In Washington, the timetable drags out for shutting down the 220-bed Oak Hill, replacing it with a 60-bed facility, and for reducing the number of kids behind bars.

When Schiraldi appeared before the City Council in February, one Council member asked, “How can it take 10 months to design something?”

“Everything is slower than it ought to be,” Schiraldi says.

But he is surrounded by allies who keep the spirit of change going. He tapped David Brown, executive director of the Washington-based National Youth Employment Coalition, as his deputy director.
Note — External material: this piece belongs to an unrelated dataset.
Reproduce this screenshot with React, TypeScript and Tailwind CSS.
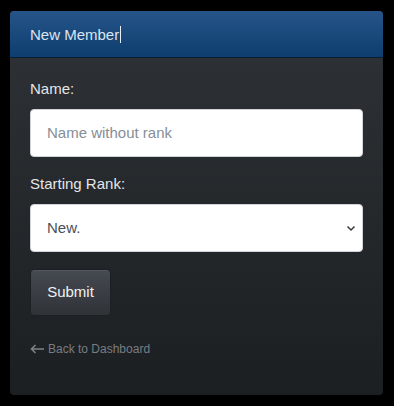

Brown and Schiraldi collaborated on a 2002 report, “Workforce and Youth Development for Young Offenders.”

Joining DYRS “was a chance to do what we’d been telling others to for a long time,” Brown says. “It was time to test the assumptions.”

Some of Schiraldi’s allies are heavy hitters in the movement backing alternatives to incarceration, such as the Casey Foundation. Casey made Washington part of its Juvenile Detention Alternatives Initiative, which has funded reforms at about 80 sites. That help includes a $100,000 grant to Washington for technical assistance and consultants, says the foundation’s Lubow.

But when all of these advocates start running the railroad, do they start pulling their punches about what’s wrong with the system? Not surprisingly, none of them think they do.

“I have not changed what I am,” Brodkin insists. “I’m still very much an advocate in government. I still feel free to say what I think.

“People are outspoken in various city departments, and they speak colleague to colleague. I speak directly to the mayor, and I say the same things I would as an advocate.”

How is Schiraldi doing? For starters, he seems more forthright about the progress of his agency than government department heads typically are.

“I’ve moved a lot of things forward on the chess board a little, but there’s nothing yet that I’ve moved a lot,” he says.

“Will I adjust my goals to reflect the ways of the D.C. government or the culture of the department? No. So far, I’m sticking with my goals.”